Pedro Sánchez and Juanma Moreno in Madrid on Thursday, 28 July.

Junta's head warns of drought dangers and calls on PM Sánchez for urgent measures

Juanma Moreno took a 90-page document with a list of his Andalucía regional government's demands to his meeting with the Spanish prime minister in Madrid

Héctor Barbotta

Water is to the Andalusian economy what gas is to the German economy. This was the comparison that the president of the Junta, Juanma Moreno, made when he met with the prime minister, Pedro Sánchez, in Madrid on Thursday, 28 July.

Moreno warned of the serious drought situation Andalucía is going through, which is affecting its two main economic sectors: agro-industry and services linked to tourism. Moreno said the situation is "extremely worrying and could become dramatic" if the lack of rainfall persists.
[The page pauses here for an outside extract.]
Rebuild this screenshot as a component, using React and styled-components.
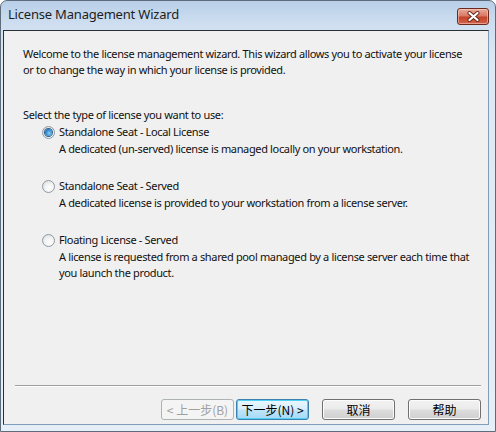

Water reserves are currently at 39 per cent of capacity.

The president of the Junta called for the implementation of water measures that are the responsibility of the state and the approval of a powerful drought decree. "We have to carry out works now," Moreno said after the meeting which lasted an hour and forty minutes and had a very cordial tone, according to the Andalusian president

Moreno brought to the meeting a 90-page document with a list of his regional government's demands, in which the modification of the regional funding system and the water problem were at the top of the list, but in which there were also demands in the economic, industrial, political, environmental, infrastructure, security, health, social and equality spheres.
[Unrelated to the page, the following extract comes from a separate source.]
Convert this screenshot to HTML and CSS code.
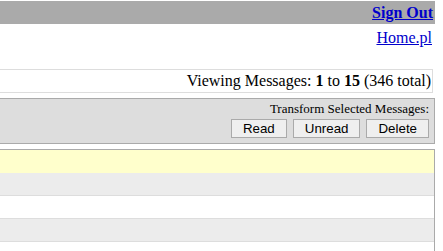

The document that the president of the Junta delivered to Pedro Sánchez includes 86 points, many of which were among the demands made in June 2021, when Moreno and the president of the government held their first meeting.

The thorny issue of regional funding means that, under the current situation, there are enormous differences in the funding received per inhabitant. In the case of Andalucía, this translates into a figure of between 800 and 1 billion euros per year below the Spanish average. The Andalusian government estimates that the accumulated amount of this imbalance between 2009 – the year in which this system was introduced – and the current financial year is more than 11.2 billion euros.

The Junta calls for the reform of the system, as proposed by the government in February 2020, and, in the meantime, the creation of a transitional fund to correct the imbalance. The Andalusian proposal, drawn up jointly with the Valencian Community, proposes that this equalisation fund should have an amount of 1,731 million euros, of which 824 million would go to Andalucía, 648 million to Valencia, 194 million to Castilla-La Mancha and 65 million to Murcia. These are the four regions whose per capita funding is below the average.